Artificial intelligence and machine learning for smart grids: from foundational paradigms to emerging technologies with digital twin and large language model-driven intelligence
Yaser Mike Banad, Safura Sharifi, Zahra Rezaei
Abstract
• Comprehensive review of AI/ML applications in smart grids and power systems. • Bibliometric analysis of 123 studies maps forecasting, control, and security clusters. • Examines frontier paradigms: Digital Twins, Federated Learning, LLMs, and GenAI. • Identifies gaps in interoperability, privacy, scalability, and adversarial robustness. • Proposes hybrid DT–LLM frameworks for resilient, sustainable energy intelligence. The evolution of modern power systems into smart grids is increasingly powered by Artificial Intelligence (AI) and Machine Learning (ML), which provide effective solutions for managing renewable intermittency, dynamic demand, and cybersecurity challenges. This paper presents a comprehensive review of AI/ML applications in smart grids, tracing their development from foundational paradigms to cutting-edge technologies such as Federated Learning (FL), Generative AI (GenAI), Large Language Models (LLMs), the Artificial Intelligence of Things (AIoT), and Digital Twin (DT)-driven intelligence. Enabling infrastructures, including IoT, 5G, edge–cloud ecosystems, and ML-based smart sensors, are discussed alongside advanced approaches such as multi-agent systems.
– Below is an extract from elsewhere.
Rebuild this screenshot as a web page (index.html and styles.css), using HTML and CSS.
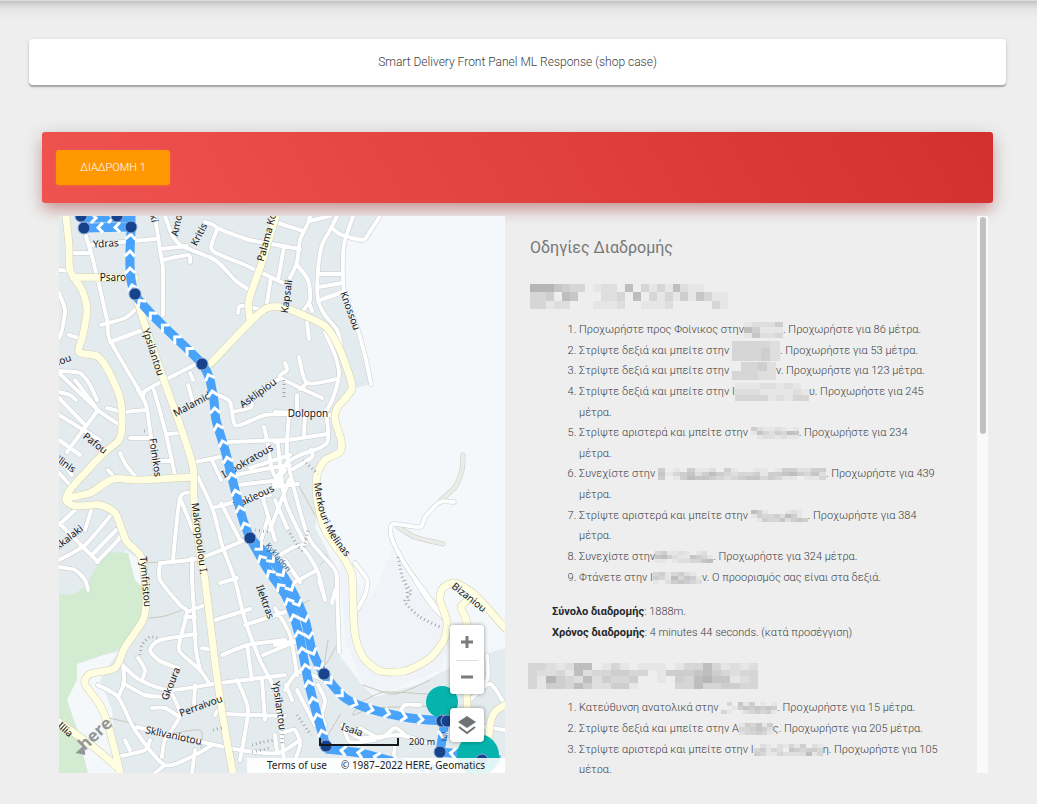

Key applications explored include load forecasting, predictive maintenance, anomaly and cyber-attack detection, demand-side management, and electric vehicle integration. Special emphasis is placed on Digital Twin and LLM architectures, which enable real-time cyber-physical replicas and context-aware reasoning, thus improving predictive analytics, resilience, and autonomous decision-making. Despite notable advancements, challenges remain in interoperability, data privacy, computational scalability, adversarial robustness, and ethical constraints. By synthesizing these insights, the study highlights the transformative role of AI in creating resilient, sustainable, and intelligent energy systems, and outlines future research trajectories toward standardized DT frameworks, active learning paradigms, and LLM-driven energy intelligence.